Environment:Allenai Open instruct vLLM Inference
| Knowledge Sources | |
|---|---|
| Domains | Inference, Reinforcement_Learning |
| Last Updated | 2026-02-07 00:00 GMT |
Overview
vLLM 0.14.1 inference engine environment required for GRPO generation and async rollout collection.
Description
The GRPO training workflow uses vLLM as the inference engine for generating rollouts from the policy model. vLLM runs as a Ray actor (`LLMRayActor`) with dedicated GPUs, using Flash Attention backend and V1 API. It supports weight synchronization from the training process via Ray collective communication or NCCL process groups. The engine has configurable GPU memory utilization (default 90%) and prefix caching support.
Usage
Use this environment for GRPO reinforcement learning training. vLLM provides high-throughput generation for rollout collection, which is the primary bottleneck in on-policy RL training. Not required for SFT, DPO, or Reward Model training.
System Requirements
| Category | Requirement | Notes |
|---|---|---|
| OS | Linux (x86_64) | vLLM not supported on macOS or aarch64 |
| Hardware | NVIDIA GPU with CUDA | Dedicated GPUs for inference (separate from training GPUs) |
| VRAM | Model-dependent | Must fit model in vLLM's memory pool |
Dependencies
Python Packages
- `vllm` == 0.14.1
- `ray[default]` >= 2.49.2
- `flash-attn` >= 2.8.3
- `torch` >= 2.9.0
Environment Variables
- `VLLM_USE_V1` = 1 (use V1 engine API)
- `VLLM_DISABLE_COMPILE_CACHE` = 1 (avoid stale compile cache)

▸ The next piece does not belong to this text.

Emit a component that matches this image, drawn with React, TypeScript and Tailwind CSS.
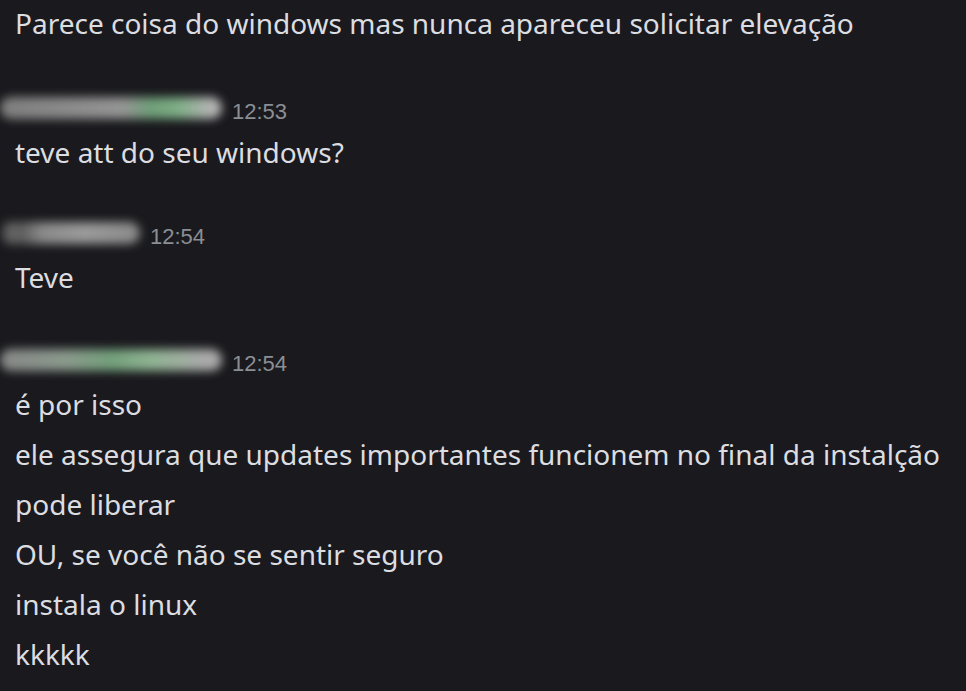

- `VLLM_ATTENTION_BACKEND` = FLASH_ATTN
- `VLLM_ALLOW_INSECURE_SERIALIZATION` = 1 (for Ray weight transfer)
- `VLLM_LOGGING_LEVEL` = WARNING
Credentials
- `HF_TOKEN`: Required if loading gated models from HuggingFace Hub.
Quick Install
# vLLM is installed as part of the main project on Linux
uv sync
# Manual install (Linux only)
pip install vllm==0.14.1 ray[default]>=2.49.2 flash-attn>=2.8.3
Code Evidence
vLLM availability check from `conftest.py:5-10`:
try:
import vllm # noqa: F401
VLLM_AVAILABLE = True
except ImportError:
VLLM_AVAILABLE = False
Timeout constants from `vllm_utils.py:74-75`:
INFERENCE_INIT_TIMEOUT_S = 1200 # 20 minutes for engine initialization
VLLM_HEALTH_CHECK_TIMEOUT_S = 600.0 # 10 minutes for health checks
GPU memory utilization default from `data_loader.py:285`:
vllm_gpu_memory_utilization: float = 0.9
v0 caching warning from `data_loader.py:290-293`:
if os.environ.get("VLLM_USE_V1") == "0":
logger.warning("When using the v0 version of vLLM, caching is broken...")
if self.vllm_enable_prefix_caching:
raise ValueError("Prefix caching is currently not supported for v0.")
Common Errors
| Error Message | Cause | Solution |
|---|---|---|
| `ImportError: vllm not found` | vLLM not installed (macOS) | Use Linux for GRPO training |
| `CUDA out of memory` in vLLM | GPU memory utilization too high | Reduce `vllm_gpu_memory_utilization` to 0.8 or 0.7 |
| vLLM health check timeout | Large model loading on first init | Increase VLLM_HEALTH_CHECK_TIMEOUT_S; allow 20 minutes for init |
| Prefix caching error with v0 | Using vLLM v0 API with prefix caching | Set `VLLM_USE_V1=1` or disable prefix caching |
Compatibility Notes
- macOS: vLLM is completely excluded via platform marker. GRPO training is not possible on macOS.
- ARM Linux (aarch64): vLLM support depends on the vLLM release; check vLLM docs.
- vLLM V1 vs V0: V1 is the default. V0 has known caching bugs and lacks prefix caching support.
- Weight sync: Uses Ray collective or NCCL process groups for transferring updated weights from training to inference.